June 29, 2022
The time has finally come where I’ve truly needed to create a set of dynamic pipelines in GitLab, ones that can only be determined during runtime. So, what do I do? I crack open the official documentation and see that their example project uses something called Jsonnet, which is something I’ve never used before.
The example seems simple enough to mold into what I need, but fairly quickly it becomes apparent that while the saved file in GitLab’s own example, and in various examples across the Internet, is saved as .yml
indicating that it’s YAML. It is actually formatted as JSON1. As soon as I needed to do more complicated things like multi-line script
blocks it became unwieldy if not impossible to work with JSON without destroying readability.
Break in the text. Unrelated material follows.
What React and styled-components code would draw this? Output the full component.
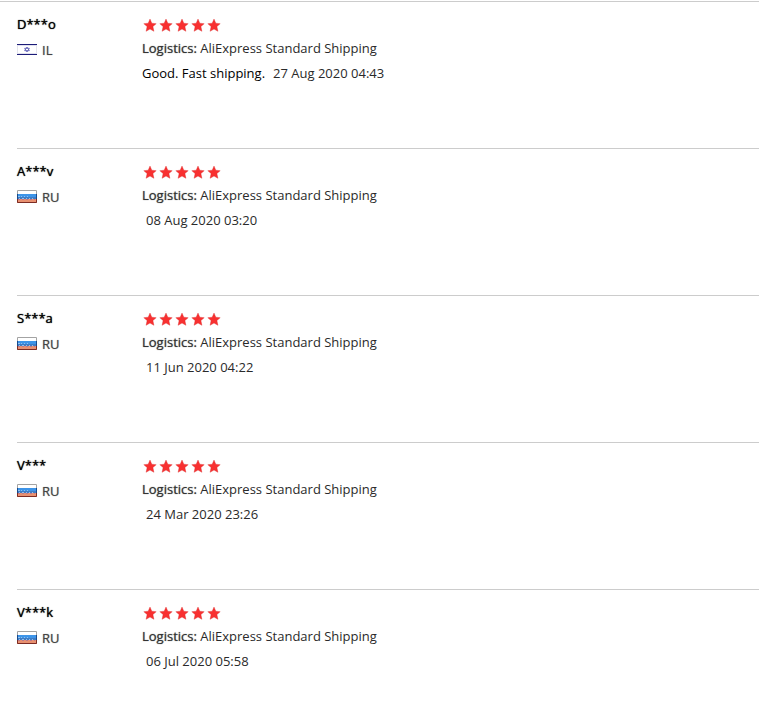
import React from 'react';
import styled, { createGlobalStyle } from 'styled-components';

const reviews = [
  { id: 1, name: 'D***o', country: 'IL', text: 'Good. Fast shipping.', date: '27 Aug 2020 04:43' },
  { id: 2, name: 'A***v', country: 'RU', text: '', date: '08 Aug 2020 03:20' },
  { id: 3, name: 'S***a', country: 'RU', text: '', date: '11 Jun 2020 04:22' },
  { id: 4, name: 'V***', country: 'RU', text: '', date: '24 Mar 2020 23:26' },
  { id: 5, name: 'V***k', country: 'RU', text: '', date: '06 Jul 2020 05:58' },
];

const FlagRU = () => (
  <svg width="20" height="14" viewBox="0 0 20 14" role="img" aria-label="Russia">
    <rect width="20" height="13" fill="#fff" />
    <rect y="4" width="20" height="5" fill="#3d94e8" />
    <rect y="7" width="20" height="2" fill="#3f7cc4" />
    <path d="M1 6.5h2m1 0h1m2 0h1m2 0h1M2 8.5h1m2 0h2m2 0h1m2 0h1m2 0h1" stroke="#8fc0ee" />
    <rect y="9" width="20" height="4" fill="#e89070" />
    <path d="M1 9.5h2m2 0h2m2 0h2m2 0h2m2 0h1" stroke="#b9788a" />
    <path d="M0.5 4V0.5h19V4" fill="none" stroke="#a3a3a3" />
    <path d="M0.5 4v5M19.5 4v5" stroke="#174a8c" />
    <path d="M0.5 9v3.5h19V9" fill="none" stroke="#7c2c24" />
  </svg>
);

const FlagIL = () => (
  <svg width="20" height="14" viewBox="0 0 20 14" role="img" aria-label="Israel">
    <rect width="20" height="13" fill="#fff" />
    <path d="M0.5 2v9M19.5 2v9" stroke="#e4e4ec" />
    <path d="M0 1.5h20M0 11.5h20" stroke="#1c1c78" />
    <path d="M0 2.5h20M0 10.5h20" stroke="#e2e2f0" />
    <path d="M10 4l2.4 3.7H7.6zM10 9L7.6 5.3h4.8z" fill="none" stroke="#5a5ab4" strokeWidth="0.8" />
  </svg>
);

const Stars = () => (
  <StarRow role="img" aria-label="5 out of 5 stars">
    {[1, 2, 3, 4, 5].map((n) => (
      <svg key={n} width="16" height="14" viewBox="0 0 16 14" aria-hidden="true">
        <path
          d="M8 1.1l1.8 4.1 4.4 0.5-3.3 2.9 1 4.7L8 11l-3.9 2.3 1-4.7-3.3-2.9 4.4-0.5z"
          fill="#f83030"
          stroke="#dc3030"
          strokeWidth="0.4"
        />
      </svg>
    ))}
  </StarRow>
);

const App = () => (
  <>
    <GlobalStyle />
    <ReviewList>
      {reviews.map((review) => (
        <Review key={review.id}>
          <User>
            <UserName>{review.name}</UserName>
            <Country>
              {review.country === 'IL' ? <FlagIL /> : <FlagRU />}
              {review.country}
            </Country>
          </User>
          <Feedback>
            <Stars />
            <Logistics>
              <strong>Logistics:</strong> AliExpress Standard Shipping
            </Logistics>
            <Comment>
              {review.text && <CommentText>{review.text}</CommentText>}
              <ReviewDate>{review.date}</ReviewDate>
            </Comment>
          </Feedback>
        </Review>
      ))}
    </ReviewList>
  </>
);

const GlobalStyle = createGlobalStyle`
  body {
    margin: 0;
    background: #fff;
    font-family: 'Open Sans', sans-serif;
    font-size: 13px;
    color: #2a2a2a;
  }
`;

const ReviewList = styled.main`
  margin-top: 1px;
  border-top: 1px solid #ccc;
  padding-left: 17px;
`;

const Review = styled.article`
  display: flex;
  padding: 9px 0 62px;

  & + & {
    border-top: 1px solid #ccc;
  }

  &:last-child {
    padding-bottom: 24px;
  }
`;

const User = styled.div`
  flex: 0 0 125px;
`;

const UserName = styled.div`
  line-height: 26px;
  font-weight: 500;
  color: #000;
  text-shadow: 0 0 1px #000;
`;

const Country = styled.div`
  display: flex;
  align-items: center;
  gap: 5px;
  line-height: 26px;
  font-weight: 500;
  color: #444;
  text-shadow: 0 0 1px #888;
`;

const Feedback = styled.div`
  flex: 1;
  min-width: 0;
`;

const StarRow = styled.div`
  display: flex;
  align-items: flex-end;
  box-sizing: border-box;
  height: 25px;
  padding-bottom: 4px;
`;

const Logistics = styled.div`
  line-height: 25px;

  strong {
    font-weight: 500;
    color: #333;
    text-shadow: 0 0 1px #666;
  }
`;

const Comment = styled.div`
  line-height: 25px;
`;

const CommentText = styled.span`
  margin-right: 4px;
  color: #000;
`;

const ReviewDate = styled.time`
  margin-left: 4px;
`;

export default App;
So, a lightbulb went off for my colleague. If it’s supposedly YAML, but looks like JSON, and is parsed fine by GitLab then that means one should just be able to pass in a YAML file like in a regular include
. How does one dynamically create a valid YAML file? With Jinja2 of course! Since it’s usually used as a library, for example within Ansible and Python, it was necessary to install an additional tool called j2cli. After reading how to use the tool I had hoped I could just pass in a list through an environment variable, have it be looped over in a normal for
-loop, and be done with it, but I had to first create a rudimentary INI file that contained all the elements of my list2 and pass that to the j2
executable:
$ cat jobs.ini
[jobs]
job1=job1
job2=job2
$ j2 job-template.j2 jobs.ini
...
After that it was off to the races as I was able to replace something that far fewer people have used (i.e. Jsonnet) with something that is quite commonplace. I think if people knew that you don’t have to necessarily use Jsonnet or Dhall or ytt, as they mention in the documentation, then that would significantly lower the barriers to entry in creating more dynamic pipelines.